A new council member will be chosen during the statewide primary election. That person will serve through 2019 (the remaining year-plus of Stark’s term). 2019 is when all seven council seats are on the ballot.

City Council members in St. Paul are part-time and are paid $63,000 year.

Ward Four includes all of Merriam Park, Hamline-Midway, and St. Anthony Park neighborhoods, and parts of Como, and Macalester-Groveland.

Autumn Amadou-Blegen, Scott Banas, Laura LaCroix-Dalluhn, Jon Oppenheimer and John Van Hecke had also interviewed for the interim post.

Approval sought for ‘accessory dwellings’
The topic of accessory dwelling units, such as an apartment in a home or housing above a garage, will be studied by the St. Paul Planning Commission.

On Feb. 7 the City Council approved a study that includes the West 7th, West Side, Frogtown, District One and Mounds Park neighborhoods. In late February Union Park District Council sought to have its neighborhoods added to the study.

Older neighborhoods with larger homes, including Ramsey Hill and Summit Hill, have carriage house apartments or other forms of accessory dwellings that predate the zoning code. Neighborhoods one-half mile north and south of Green Line light rail, except for Frogtown, have newer zoning regulations that allow the units to be added in a home or above a garage.

Ward Seven Council Member Jane Prince sought the study at the behest of Mounds Park residents. But other council members said there is growing interest in studying the dwelling units. The council discussed whether there should be a citywide study, or if the study should only cover areas where there is interest. Some neighborhoods, including Summit Hill and Highland, have fought the idea. The Green Line accessory dwellings proposal drew a mixed reaction in St. Anthony Park.

“From a staff perspective, we need to see if there is community support” before doing a study citywide, said City Planner Jamie Radel. She suggested a series of open houses and events to explain what an accessory dwelling unit is. Community reaction could determine where the studies would continue. But that kind of process would slow down studies for neighborhoods that want the option of accessory dwelling units.

“There are pockets of interest throughout the city,” said former Ward Four Council Member Russ Stark. He heard from constituents who live just outline of the Green Line area where the dwelling units are allowed. Those constituents question why they cannot add the units to their properties.

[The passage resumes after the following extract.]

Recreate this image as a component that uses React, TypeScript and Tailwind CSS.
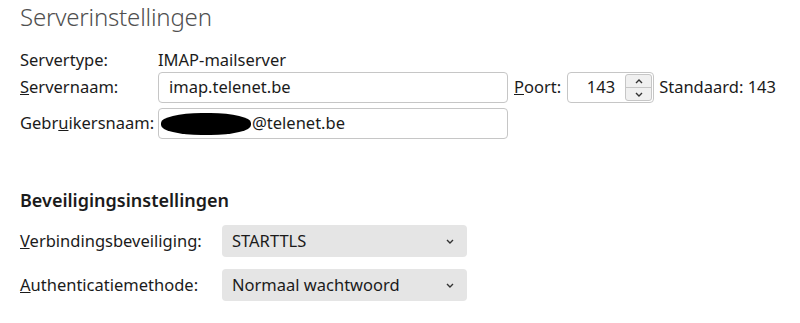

Changes meant to help small businesses
Changes to the Neighborhood Sales Tax Revitalization (STAR) guidelines, meant to help small businesses, won approval Feb. 7 from the St. Paul City Council.

The council, Neighborhood STAR Board, and Department of Planning and Economic Development staff have discussed the changes for a couple of years. Michelle Swanson, the city staff for the program, said the intent is to get more for-profit small businesses involved. A second goal is to fill vacant commercial storefronts. Swanson said projects that occupy vacant storefronts would get favorable consideration during the project review process.

Small businesses will be able to seek grant-only assistance. Grants will have to be matched on a dollar for dollar basis.

Swanson said larger businesses will still have to seek loans or a grant-loan combination. The city will also ease the match requirements for small businesses, with no match at all for loans of up to $50,000. Technical changes are also being made to streamline the reimbursement process.

An informational workshop about the Neighborhood STAR Program and application process was held Feb 14. Applications are being accepted through Wed., Mar. 21, at 4pm.

More than $2.8 million will be available in loans and grants for capital (bricks and mortar) improvement projects in neighborhoods that further economic, commercial or residential development. After a complete review, funding decisions will be announced in July 2018.